Before I even start trying to implement this in my package, my question is if it should be able to create local functions for that session? If so, any idea how to tackle this problem? Could the problem be genaralized to the question how a prolog can be added or changed?
Cheers, Ben
Hi Ben,
Session$Execute(fn_get_words_txt) returns:
If you want to evaluate XQuery, you will either need to prefix your query string with the XQUERY command, or, as you’ve already done…
fn_get_words_Query <- Session$Query(fn_get_words_txt)

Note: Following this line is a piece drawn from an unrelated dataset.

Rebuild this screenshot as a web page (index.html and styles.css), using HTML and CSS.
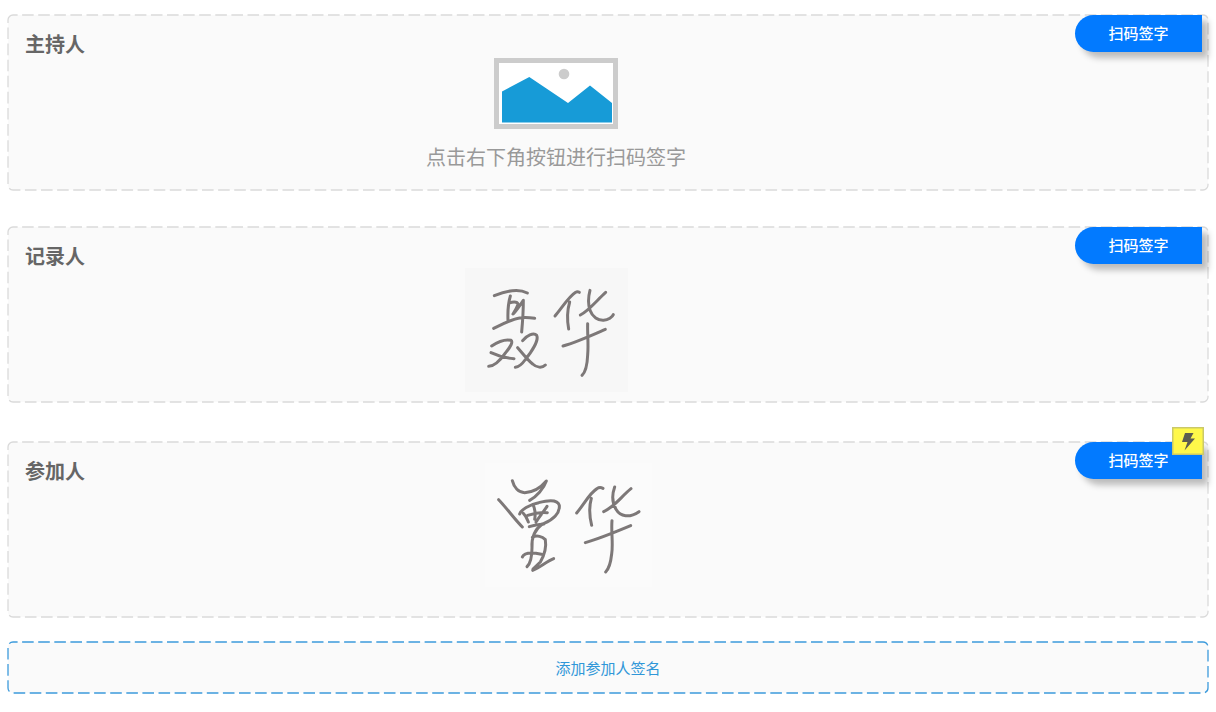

…create a query object, and attach the actual function call to your query string.
If you want to make XQuery code persistent for future invocations, you can include your function in an XQuery library module and install this module in the repository [1].
Best, Christian
Op 27-02-2020 om 16:41 schreef Christian Grün:
Hi Ben,
…create a query object, and attach the actual function call to your query string.
I already thougth about that but what would be the benefit of repeating the function-definition, every time I want to call the function ;-( ?

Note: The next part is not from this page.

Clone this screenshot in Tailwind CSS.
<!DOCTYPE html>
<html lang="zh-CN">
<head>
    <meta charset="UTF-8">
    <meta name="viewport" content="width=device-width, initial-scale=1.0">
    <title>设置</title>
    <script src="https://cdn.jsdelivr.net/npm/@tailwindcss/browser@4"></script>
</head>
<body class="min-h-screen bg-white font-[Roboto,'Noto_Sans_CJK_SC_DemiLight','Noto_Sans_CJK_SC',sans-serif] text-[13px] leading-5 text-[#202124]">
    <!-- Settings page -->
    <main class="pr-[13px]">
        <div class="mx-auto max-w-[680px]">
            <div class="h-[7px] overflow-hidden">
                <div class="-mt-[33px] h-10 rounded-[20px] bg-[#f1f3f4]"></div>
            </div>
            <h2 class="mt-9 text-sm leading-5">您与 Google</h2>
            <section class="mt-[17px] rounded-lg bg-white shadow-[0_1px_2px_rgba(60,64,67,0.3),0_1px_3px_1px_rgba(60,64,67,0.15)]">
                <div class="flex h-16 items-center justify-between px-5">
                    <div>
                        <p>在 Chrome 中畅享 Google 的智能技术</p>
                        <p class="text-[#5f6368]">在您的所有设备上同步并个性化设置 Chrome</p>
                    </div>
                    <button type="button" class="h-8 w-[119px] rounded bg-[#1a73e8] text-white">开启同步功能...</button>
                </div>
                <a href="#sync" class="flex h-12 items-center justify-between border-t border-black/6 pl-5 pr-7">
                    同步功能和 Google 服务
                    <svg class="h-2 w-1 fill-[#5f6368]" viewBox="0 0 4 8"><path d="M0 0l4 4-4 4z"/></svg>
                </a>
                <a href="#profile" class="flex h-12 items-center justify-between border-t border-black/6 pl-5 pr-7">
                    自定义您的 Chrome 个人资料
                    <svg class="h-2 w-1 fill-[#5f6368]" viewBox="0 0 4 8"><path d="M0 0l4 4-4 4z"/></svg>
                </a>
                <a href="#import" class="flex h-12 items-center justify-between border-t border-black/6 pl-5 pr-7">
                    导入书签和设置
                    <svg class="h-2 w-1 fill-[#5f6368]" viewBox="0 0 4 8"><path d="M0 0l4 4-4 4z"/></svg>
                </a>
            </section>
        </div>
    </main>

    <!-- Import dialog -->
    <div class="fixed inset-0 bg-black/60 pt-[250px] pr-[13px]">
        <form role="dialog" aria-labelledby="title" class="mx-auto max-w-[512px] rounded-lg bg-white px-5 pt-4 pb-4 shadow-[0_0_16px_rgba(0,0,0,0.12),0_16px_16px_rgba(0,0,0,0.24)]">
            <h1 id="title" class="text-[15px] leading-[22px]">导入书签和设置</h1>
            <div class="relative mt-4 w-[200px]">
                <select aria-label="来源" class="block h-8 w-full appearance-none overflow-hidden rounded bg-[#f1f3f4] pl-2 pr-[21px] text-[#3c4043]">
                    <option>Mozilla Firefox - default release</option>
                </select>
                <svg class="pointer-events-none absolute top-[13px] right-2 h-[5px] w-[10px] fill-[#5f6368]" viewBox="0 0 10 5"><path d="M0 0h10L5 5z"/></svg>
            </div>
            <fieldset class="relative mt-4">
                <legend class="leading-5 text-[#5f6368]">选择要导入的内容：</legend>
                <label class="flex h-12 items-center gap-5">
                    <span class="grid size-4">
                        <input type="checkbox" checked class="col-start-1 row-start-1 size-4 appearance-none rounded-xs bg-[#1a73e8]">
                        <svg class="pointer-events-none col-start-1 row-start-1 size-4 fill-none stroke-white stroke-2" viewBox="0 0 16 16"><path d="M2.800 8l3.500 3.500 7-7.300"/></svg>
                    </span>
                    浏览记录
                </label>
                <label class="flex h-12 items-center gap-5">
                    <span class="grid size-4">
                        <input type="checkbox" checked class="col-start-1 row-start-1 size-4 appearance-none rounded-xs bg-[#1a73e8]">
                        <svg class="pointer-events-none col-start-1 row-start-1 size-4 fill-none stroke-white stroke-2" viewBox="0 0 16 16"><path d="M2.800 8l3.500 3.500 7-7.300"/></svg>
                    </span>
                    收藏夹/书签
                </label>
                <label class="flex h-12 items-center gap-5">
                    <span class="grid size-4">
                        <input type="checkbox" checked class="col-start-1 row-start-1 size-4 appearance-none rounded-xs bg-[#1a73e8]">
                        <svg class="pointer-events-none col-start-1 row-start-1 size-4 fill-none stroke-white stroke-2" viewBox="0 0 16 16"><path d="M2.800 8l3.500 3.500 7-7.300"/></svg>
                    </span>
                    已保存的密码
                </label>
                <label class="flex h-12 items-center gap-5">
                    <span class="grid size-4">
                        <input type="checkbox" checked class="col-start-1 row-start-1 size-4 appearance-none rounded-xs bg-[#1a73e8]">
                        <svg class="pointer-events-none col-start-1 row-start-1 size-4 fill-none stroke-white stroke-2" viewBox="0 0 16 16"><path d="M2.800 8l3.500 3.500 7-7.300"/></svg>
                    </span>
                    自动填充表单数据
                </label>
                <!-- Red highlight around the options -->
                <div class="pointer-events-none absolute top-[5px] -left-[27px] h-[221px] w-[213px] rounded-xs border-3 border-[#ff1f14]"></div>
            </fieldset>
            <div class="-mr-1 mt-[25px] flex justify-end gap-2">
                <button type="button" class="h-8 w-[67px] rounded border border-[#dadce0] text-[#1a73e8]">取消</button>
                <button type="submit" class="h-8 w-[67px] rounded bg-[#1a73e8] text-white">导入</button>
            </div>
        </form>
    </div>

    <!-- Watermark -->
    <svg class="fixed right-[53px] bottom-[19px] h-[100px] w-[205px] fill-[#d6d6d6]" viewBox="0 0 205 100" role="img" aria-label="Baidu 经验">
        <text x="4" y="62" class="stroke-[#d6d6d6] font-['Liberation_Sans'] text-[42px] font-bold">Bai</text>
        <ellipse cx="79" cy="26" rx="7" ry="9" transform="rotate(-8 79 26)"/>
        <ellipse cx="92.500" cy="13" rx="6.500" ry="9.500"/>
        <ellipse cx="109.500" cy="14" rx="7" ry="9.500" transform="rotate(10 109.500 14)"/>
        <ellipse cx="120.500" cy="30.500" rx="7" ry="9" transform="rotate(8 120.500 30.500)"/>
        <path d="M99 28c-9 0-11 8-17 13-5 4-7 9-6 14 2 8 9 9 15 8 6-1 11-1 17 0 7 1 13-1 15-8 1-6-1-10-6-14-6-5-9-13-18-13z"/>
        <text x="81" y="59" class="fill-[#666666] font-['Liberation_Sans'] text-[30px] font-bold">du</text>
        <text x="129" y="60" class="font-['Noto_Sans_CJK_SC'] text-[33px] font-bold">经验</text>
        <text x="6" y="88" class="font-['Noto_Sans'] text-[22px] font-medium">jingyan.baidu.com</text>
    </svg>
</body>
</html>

If you want to make XQuery code persistent for future invocations, you can include your function in an XQuery library module and install this module in the repository [1].
I will probably go for this.
While experimenting (I try to speed up the querys), I compared the results from these 2 querys:
Word_Inc_Rm_Stop_txt <- "import module namespace functx = 'http://www.functx.com'; let $txt := collection('IncidentRemarks/Incidents')/csv/record/INC_RM/text() let $INC_RM := tokenize(lower-case(string-join($txt)), '(\s|[,.!:;]|[n][b][s][p][;])+') let $Stoppers := doc('TextMining/Stopwoorden.txt')/text/line/text() let $Stop := functx:value-except($INC_RM, $Stoppers) return $Stop" Word_Inc_Rm_Stop <- Session$Execute(as.character(glue("xquery {Word_Inc_Rm_Stop_txt}")))$result[[1]] Word_Inc_Rm_Stop_Count <- length(Word_Inc_Rm_Stop)

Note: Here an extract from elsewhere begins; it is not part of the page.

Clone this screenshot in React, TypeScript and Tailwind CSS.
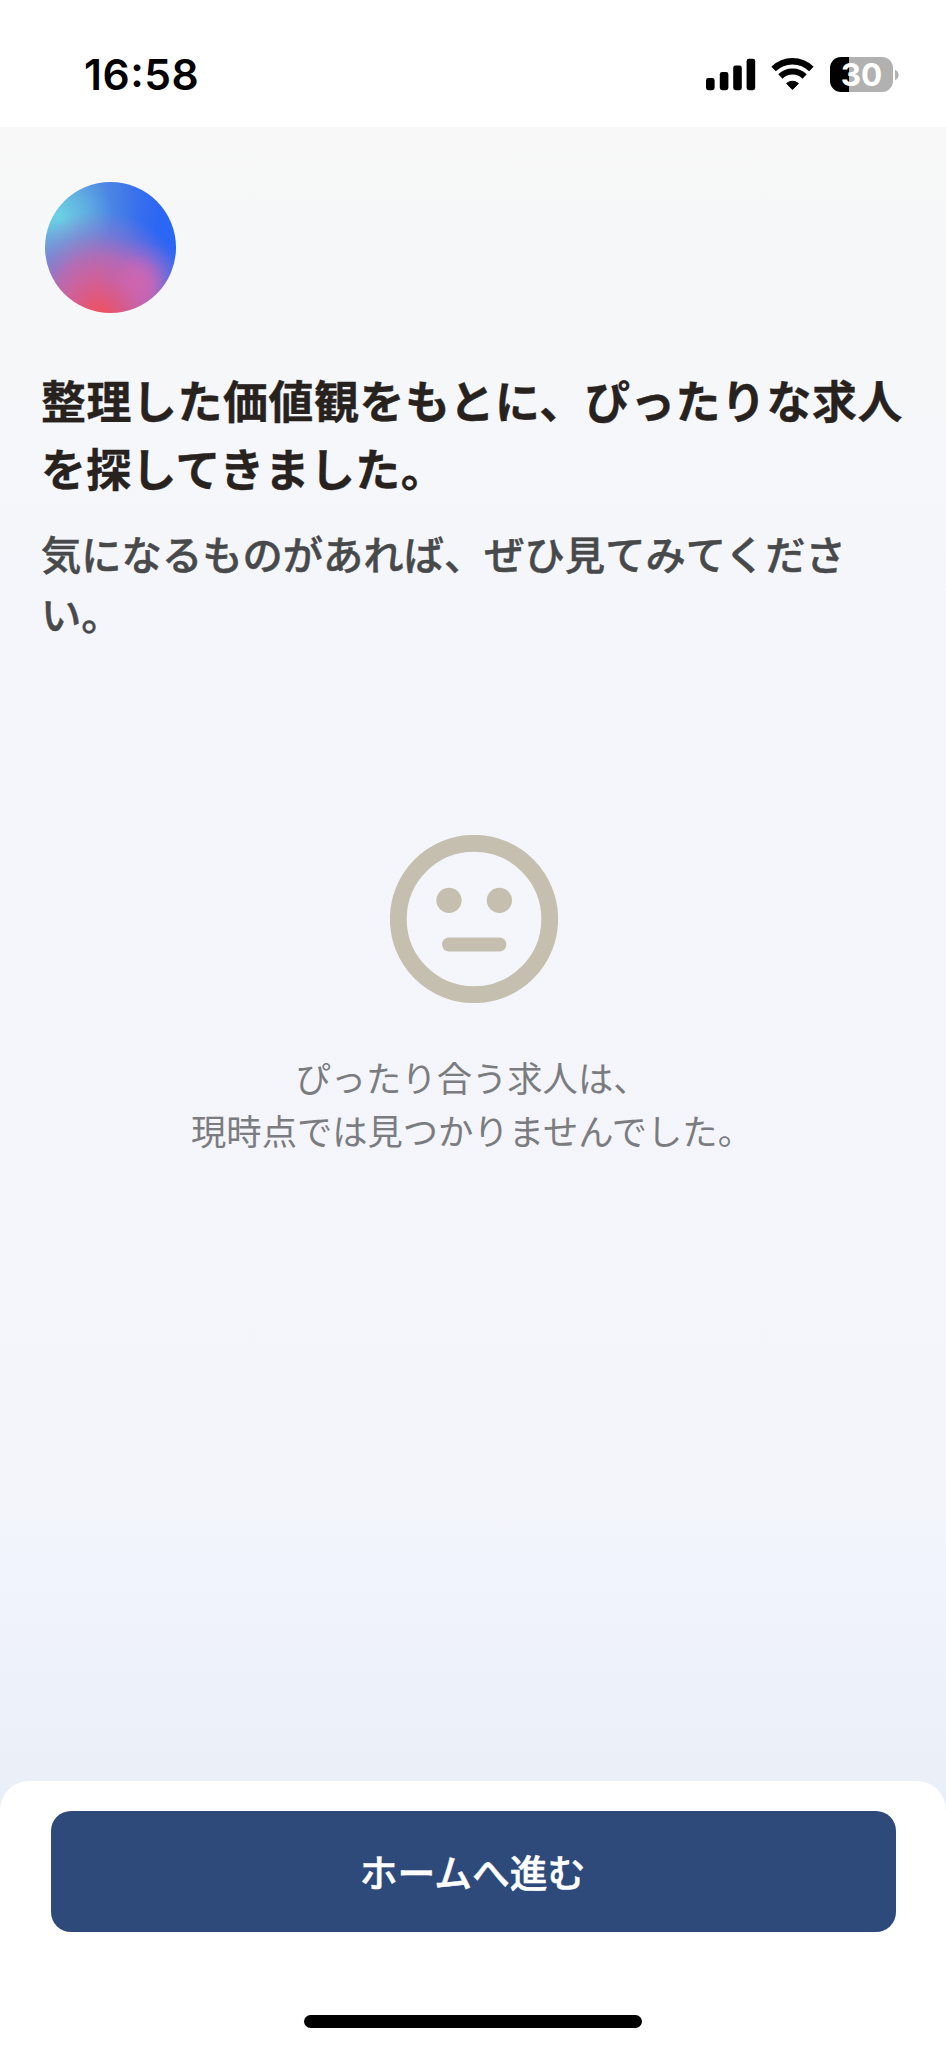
function StatusBar() {
  return (
    <header className="flex h-[127px] shrink-0 items-start justify-between bg-white pr-[47px] pl-[84px]">
      <div className="flex pt-[50px] font-['Inter',sans-serif] text-[42.5px] leading-[50px] font-semibold tracking-[0.5px] text-black">
        <span>16</span>
        <span className="-mt-[3px]">:</span>
        <span>58</span>
      </div>
      <div className="flex items-start pt-[57px]">
        <svg width="50" height="35" viewBox="0 0 50 35" className="mr-[15px]" fill="#000">
          <rect x="0" y="21" width="8.6" height="12.2" rx="2.4" />
          <rect x="13.8" y="15" width="8.6" height="18.2" rx="2.4" />
          <rect x="27.2" y="8.6" width="8.6" height="24.6" rx="2.4" />
          <rect x="40.6" y="1.8" width="8.6" height="31.4" rx="2.4" />
        </svg>
        <svg width="43" height="35" viewBox="0 0 43 35" className="mr-[16px]" fill="none" stroke="#000">
          <path d="M2.6 12 A27 27 0 0 1 40.4 12" strokeWidth="6.4" />
          <path d="M9.4 19.4 A17.4 17.4 0 0 1 33.6 19.4" strokeWidth="6.2" />
          <path d="M15.6 26.4 A9.2 9.2 0 0 1 27.4 26.4 L22.4 31.8 Q21.5 32.8 20.6 31.8 Z" fill="#000" strokeWidth="1" />
        </svg>
        <div className="flex items-center">
          <div className="flex h-[35px] w-[63px] items-center justify-center rounded-[11px] bg-[linear-gradient(90deg,#000_19px,#b1b1b1_19px)] font-['Inter',sans-serif] text-[31.5px] leading-none font-bold text-white">
            30
          </div>
          <svg width="5" height="12" viewBox="0 0 5 12" className="ml-[1px]">
            <path d="M1 0.8 Q4.6 2.4 4.6 6 T1 11.2 Z" fill="#b1b1b1" />
          </svg>
        </div>
      </div>
    </header>
  );
}

function Orb() {
  return (
    <div className="ml-[4px] size-[131px] rounded-full bg-[radial-gradient(circle_at_42%_102%,#f0505c_0%,rgba(230,84,112,0.6)_14%,rgba(216,94,146,0.3)_26%,rgba(208,98,170,0)_42%),radial-gradient(circle_at_72%_76%,rgba(207,102,182,0.9)_0%,rgba(205,102,184,0.7)_10%,rgba(180,104,196,0.3)_20%,rgba(150,104,210,0)_30%),radial-gradient(ellipse_70%_74%_at_42%_96%,#d46098_0%,rgba(208,98,158,0.92)_34%,rgba(188,106,178,0.85)_54%,rgba(150,114,200,0.5)_76%,rgba(120,116,212,0)_100%),radial-gradient(circle_at_10%_26%,#6cd2e4_0%,rgba(98,184,226,0.85)_18%,rgba(80,150,228,0.35)_36%,rgba(70,130,228,0)_52%),linear-gradient(100deg,#7490d8_0%,#4a7ee2_40%,#2c66f4_78%)]" />
  );
}

function NeutralFace() {
  return (
    <svg width="168" height="168" viewBox="0 0 168 168" fill="#c4bfae">
      <circle cx="84" cy="84" r="75.7" fill="none" stroke="#c4bfae" strokeWidth="16.8" />
      <circle cx="59" cy="65.4" r="12.6" />
      <circle cx="109.4" cy="65.4" r="12.6" />
      <rect x="52" y="102.6" width="64.4" height="13.8" rx="6.9" />
    </svg>
  );
}

export default function App() {
  return (
    <div
      lang="ja"
      className="flex h-[2048px] w-[946px] flex-col overflow-hidden bg-white font-['Noto_Sans_CJK_JP',sans-serif]"
    >
      <StatusBar />
      <div className="flex min-h-0 flex-1 flex-col bg-[linear-gradient(180deg,#f8f8f8_0px,#f5f7f9_230px,#f4f6fb_500px,#f3f5fb_1390px,#f1f4fd_1440px,#eaeff8_1650px,#e8eff9_1690px)]">
        <main className="flex flex-1 flex-col px-[41px] pt-[55px]">
          <Orb />
          <h1 className="mt-[53px] text-[44.9px] leading-[68px] font-bold whitespace-nowrap text-[#28221f] [-webkit-text-stroke:0.4px_#28221f]">
            <span className="block tracking-[0.6px]">整理した価値観をもとに、ぴったりな求人</span>
            <span className="block tracking-[0.4px]">を探してきました。</span>
          </h1>
          <p className="mt-[21px] text-[40.3px] leading-[59.5px] font-medium whitespace-nowrap text-[#48494b] [-webkit-text-stroke:0.5px_#48494b]">
            気になるものがあれば、ぜひ見てみてくださ
            <br />
            い。
          </p>
          <section className="mt-[193px] flex flex-col items-center pl-px">
            <NeutralFace />
            <p className="mt-[47px] -ml-[3px] text-center text-[35.3px] leading-[53px] whitespace-nowrap text-[#7b7c7f]">
              ぴったり合う求人は、
              <br />
              現時点では見つかりませんでした。
            </p>
          </section>
        </main>
        <footer className="flex h-[267px] shrink-0 flex-col items-center rounded-t-[29px] bg-white pt-[30px]">
          <button className="h-[121px] w-[845px] rounded-[20px] bg-[#2e4a7a] pr-[1px] pb-[2px] text-[37.8px] leading-none font-medium text-white [-webkit-text-stroke:0.5px_#fff]">
            ホームへ進む
          </button>
          <div className="mt-[83px] h-[13px] w-[338px] rounded-full bg-black" />
        </footer>
      </div>
    </div>
  );
}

Word_Inc_Rm_Stop_txt_2 <- "import module namespace functx = 'http://www.functx.com'; let $txt := collection('IncidentRemarks/Incidents')/csv/record/INC_RM/text() let $INC_RM := tokenize(lower-case(string-join($txt)), '(\s|[,.!:;]|[n][b][s][p][;])+') let $Stoppers := doc('TextMining/Stopwoorden.txt')/text/line/text() let $Stop := functx:value-except($INC_RM, $Stoppers) return count($Stop)" Word_Inc_Rm_Stop_Count_2 <- Session$Execute(as.character(glue("xquery {Word_Inc_Rm_Stop_txt_2}")))$result[[1]]
These are the processing-times:
Version 1:
print(proc.time() - ptm)
user system elapsed 2.903 0.022 3.160 Version 2:
print(proc.time() - ptm)
user system elapsed 0.041 0.004 1.089
I guess it makes sense to put effort in speeding up my code. But what bothers me is the following.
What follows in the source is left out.